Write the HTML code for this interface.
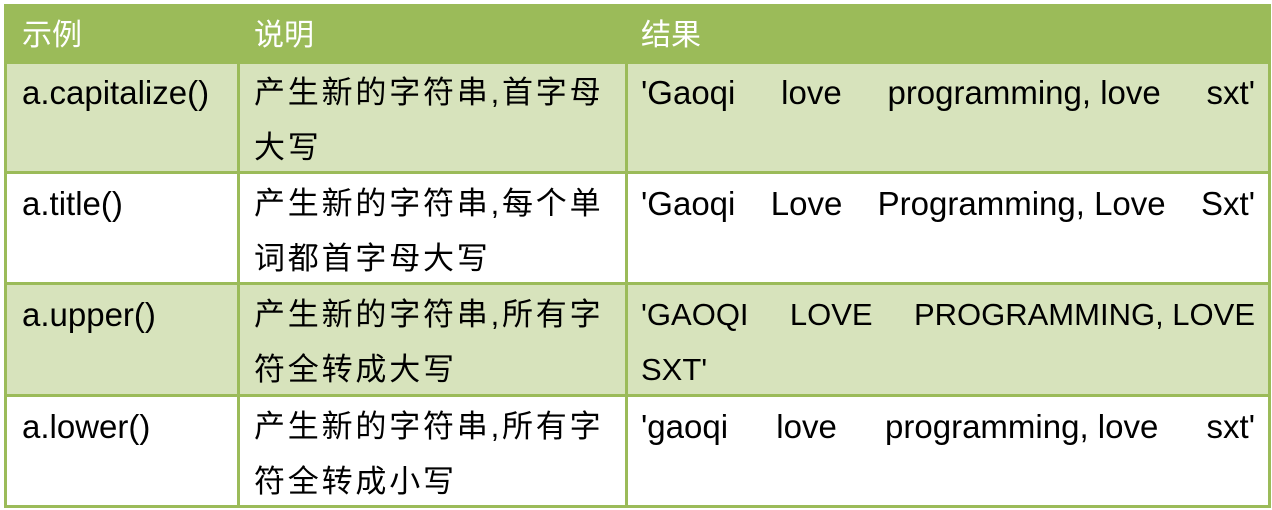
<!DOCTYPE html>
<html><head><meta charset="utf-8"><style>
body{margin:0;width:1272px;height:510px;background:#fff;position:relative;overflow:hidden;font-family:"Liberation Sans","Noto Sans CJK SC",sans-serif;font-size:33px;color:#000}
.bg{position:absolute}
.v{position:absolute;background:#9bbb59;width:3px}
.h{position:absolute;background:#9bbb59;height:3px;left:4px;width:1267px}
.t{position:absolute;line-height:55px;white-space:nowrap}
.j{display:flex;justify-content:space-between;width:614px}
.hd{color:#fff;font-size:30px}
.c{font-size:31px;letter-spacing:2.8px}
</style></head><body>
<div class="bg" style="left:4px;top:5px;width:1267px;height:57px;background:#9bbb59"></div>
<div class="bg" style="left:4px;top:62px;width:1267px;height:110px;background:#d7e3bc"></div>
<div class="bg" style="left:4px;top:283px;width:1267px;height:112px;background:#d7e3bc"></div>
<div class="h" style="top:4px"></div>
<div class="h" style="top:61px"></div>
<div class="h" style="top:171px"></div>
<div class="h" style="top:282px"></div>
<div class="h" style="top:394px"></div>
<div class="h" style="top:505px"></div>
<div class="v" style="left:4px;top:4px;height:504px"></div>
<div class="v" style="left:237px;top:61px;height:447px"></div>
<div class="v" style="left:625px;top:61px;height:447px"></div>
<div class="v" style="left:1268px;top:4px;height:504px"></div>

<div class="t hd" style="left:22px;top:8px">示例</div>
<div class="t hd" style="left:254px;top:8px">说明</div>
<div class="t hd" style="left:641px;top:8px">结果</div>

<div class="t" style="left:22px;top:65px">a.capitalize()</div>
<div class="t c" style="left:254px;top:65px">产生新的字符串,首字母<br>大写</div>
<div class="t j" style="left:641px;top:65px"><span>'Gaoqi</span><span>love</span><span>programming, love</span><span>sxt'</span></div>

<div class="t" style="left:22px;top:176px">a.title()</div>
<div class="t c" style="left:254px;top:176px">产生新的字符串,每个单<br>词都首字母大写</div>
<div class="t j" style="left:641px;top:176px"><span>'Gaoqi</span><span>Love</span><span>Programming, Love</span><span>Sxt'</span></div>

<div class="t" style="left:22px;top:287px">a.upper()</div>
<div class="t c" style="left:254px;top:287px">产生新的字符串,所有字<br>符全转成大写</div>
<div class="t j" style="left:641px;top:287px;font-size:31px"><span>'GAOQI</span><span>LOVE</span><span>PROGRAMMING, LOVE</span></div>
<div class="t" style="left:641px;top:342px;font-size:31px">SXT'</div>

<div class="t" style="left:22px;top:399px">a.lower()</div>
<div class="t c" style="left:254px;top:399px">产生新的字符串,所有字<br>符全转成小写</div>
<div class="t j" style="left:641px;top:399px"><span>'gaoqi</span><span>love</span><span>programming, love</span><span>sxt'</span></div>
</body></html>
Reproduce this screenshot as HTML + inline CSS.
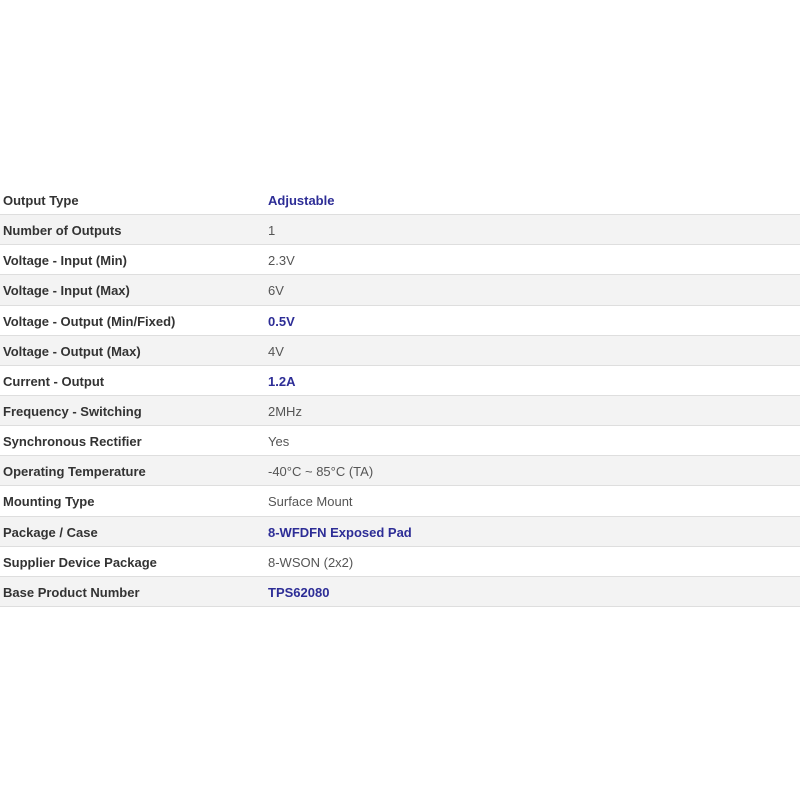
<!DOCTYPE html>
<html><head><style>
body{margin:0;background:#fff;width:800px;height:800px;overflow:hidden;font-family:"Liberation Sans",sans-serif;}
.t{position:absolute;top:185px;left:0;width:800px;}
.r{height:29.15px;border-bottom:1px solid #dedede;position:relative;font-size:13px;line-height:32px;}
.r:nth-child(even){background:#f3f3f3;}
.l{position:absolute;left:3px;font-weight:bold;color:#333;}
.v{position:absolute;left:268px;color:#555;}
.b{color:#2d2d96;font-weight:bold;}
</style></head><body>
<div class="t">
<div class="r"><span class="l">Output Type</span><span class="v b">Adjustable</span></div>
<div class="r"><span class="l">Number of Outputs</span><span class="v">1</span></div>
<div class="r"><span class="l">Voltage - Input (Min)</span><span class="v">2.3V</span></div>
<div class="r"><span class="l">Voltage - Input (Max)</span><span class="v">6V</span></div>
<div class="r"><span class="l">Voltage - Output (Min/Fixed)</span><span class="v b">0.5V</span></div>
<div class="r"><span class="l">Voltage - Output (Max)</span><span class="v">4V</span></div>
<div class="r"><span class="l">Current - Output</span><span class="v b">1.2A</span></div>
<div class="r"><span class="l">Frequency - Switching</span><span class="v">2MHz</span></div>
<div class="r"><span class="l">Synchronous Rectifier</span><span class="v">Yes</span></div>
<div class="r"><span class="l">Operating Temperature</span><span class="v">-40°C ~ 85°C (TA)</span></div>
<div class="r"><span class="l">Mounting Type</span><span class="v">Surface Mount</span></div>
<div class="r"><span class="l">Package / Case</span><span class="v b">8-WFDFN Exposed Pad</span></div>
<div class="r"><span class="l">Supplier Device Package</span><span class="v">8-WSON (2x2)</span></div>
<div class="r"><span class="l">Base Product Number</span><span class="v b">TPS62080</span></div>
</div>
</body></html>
+---+
> **Task description**: Produce an exact copy of each line of data, skipping embedded images.

> **Reply to the exercise**:
Write the HTML code for this interface.
<!DOCTYPE html>
<html><head><meta charset="utf-8"><style>
body{margin:0;width:1272px;height:510px;background:#fff;position:relative;overflow:hidden;font-family:"Liberation Sans","Noto Sans CJK SC",sans-serif;font-size:33px;color:#000}
.bg{position:absolute}
.v{position:absolute;background:#9bbb59;width:3px}
.h{position:absolute;background:#9bbb59;height:3px;left:4px;width:1267px}
.t{position:absolute;line-height:55px;white-space:nowrap}
.j{display:flex;justify-content:space-between;width:614px}
.hd{color:#fff;font-size:30px}
.c{font-size:31px;letter-spacing:2.8px}
</style></head><body>
<div class="bg" style="left:4px;top:5px;width:1267px;height:57px;background:#9bbb59"></div>
<div class="bg" style="left:4px;top:62px;width:1267px;height:110px;background:#d7e3bc"></div>
<div class="bg" style="left:4px;top:283px;width:1267px;height:112px;background:#d7e3bc"></div>
<div class="h" style="top:4px"></div>
<div class="h" style="top:61px"></div>
<div class="h" style="top:171px"></div>
<div class="h" style="top:282px"></div>
<div class="h" style="top:394px"></div>
<div class="h" style="top:505px"></div>
<div class="v" style="left:4px;top:4px;height:504px"></div>
<div class="v" style="left:237px;top:61px;height:447px"></div>
<div class="v" style="left:625px;top:61px;height:447px"></div>
<div class="v" style="left:1268px;top:4px;height:504px"></div>

<div class="t hd" style="left:22px;top:8px">示例</div>
<div class="t hd" style="left:254px;top:8px">说明</div>
<div class="t hd" style="left:641px;top:8px">结果</div>

<div class="t" style="left:22px;top:65px">a.capitalize()</div>
<div class="t c" style="left:254px;top:65px">产生新的字符串,首字母<br>大写</div>
<div class="t j" style="left:641px;top:65px"><span>'Gaoqi</span><span>love</span><span>programming, love</span><span>sxt'</span></div>

<div class="t" style="left:22px;top:176px">a.title()</div>
<div class="t c" style="left:254px;top:176px">产生新的字符串,每个单<br>词都首字母大写</div>
<div class="t j" style="left:641px;top:176px"><span>'Gaoqi</span><span>Love</span><span>Programming, Love</span><span>Sxt'</span></div>

<div class="t" style="left:22px;top:287px">a.upper()</div>
<div class="t c" style="left:254px;top:287px">产生新的字符串,所有字<br>符全转成大写</div>
<div class="t j" style="left:641px;top:287px;font-size:31px"><span>'GAOQI</span><span>LOVE</span><span>PROGRAMMING, LOVE</span></div>
<div class="t" style="left:641px;top:342px;font-size:31px">SXT'</div>

<div class="t" style="left:22px;top:399px">a.lower()</div>
<div class="t c" style="left:254px;top:399px">产生新的字符串,所有字<br>符全转成小写</div>
<div class="t j" style="left:641px;top:399px"><span>'gaoqi</span><span>love</span><span>programming, love</span><span>sxt'</span></div>
</body></html>
Reproduce this screenshot as HTML + inline CSS.
<!DOCTYPE html>
<html><head><style>
body{margin:0;background:#fff;width:800px;height:800px;overflow:hidden;font-family:"Liberation Sans",sans-serif;}
.t{position:absolute;top:185px;left:0;width:800px;}
.r{height:29.15px;border-bottom:1px solid #dedede;position:relative;font-size:13px;line-height:32px;}
.r:nth-child(even){background:#f3f3f3;}
.l{position:absolute;left:3px;font-weight:bold;color:#333;}
.v{position:absolute;left:268px;color:#555;}
.b{color:#2d2d96;font-weight:bold;}
</style></head><body>
<div class="t">
<div class="r"><span class="l">Output Type</span><span class="v b">Adjustable</span></div>
<div class="r"><span class="l">Number of Outputs</span><span class="v">1</span></div>
<div class="r"><span class="l">Voltage - Input (Min)</span><span class="v">2.3V</span></div>
<div class="r"><span class="l">Voltage - Input (Max)</span><span class="v">6V</span></div>
<div class="r"><span class="l">Voltage - Output (Min/Fixed)</span><span class="v b">0.5V</span></div>
<div class="r"><span class="l">Voltage - Output (Max)</span><span class="v">4V</span></div>
<div class="r"><span class="l">Current - Output</span><span class="v b">1.2A</span></div>
<div class="r"><span class="l">Frequency - Switching</span><span class="v">2MHz</span></div>
<div class="r"><span class="l">Synchronous Rectifier</span><span class="v">Yes</span></div>
<div class="r"><span class="l">Operating Temperature</span><span class="v">-40°C ~ 85°C (TA)</span></div>
<div class="r"><span class="l">Mounting Type</span><span class="v">Surface Mount</span></div>
<div class="r"><span class="l">Package / Case</span><span class="v b">8-WFDFN Exposed Pad</span></div>
<div class="r"><span class="l">Supplier Device Package</span><span class="v">8-WSON (2x2)</span></div>
<div class="r"><span class="l">Base Product Number</span><span class="v b">TPS62080</span></div>
</div>
</body></html>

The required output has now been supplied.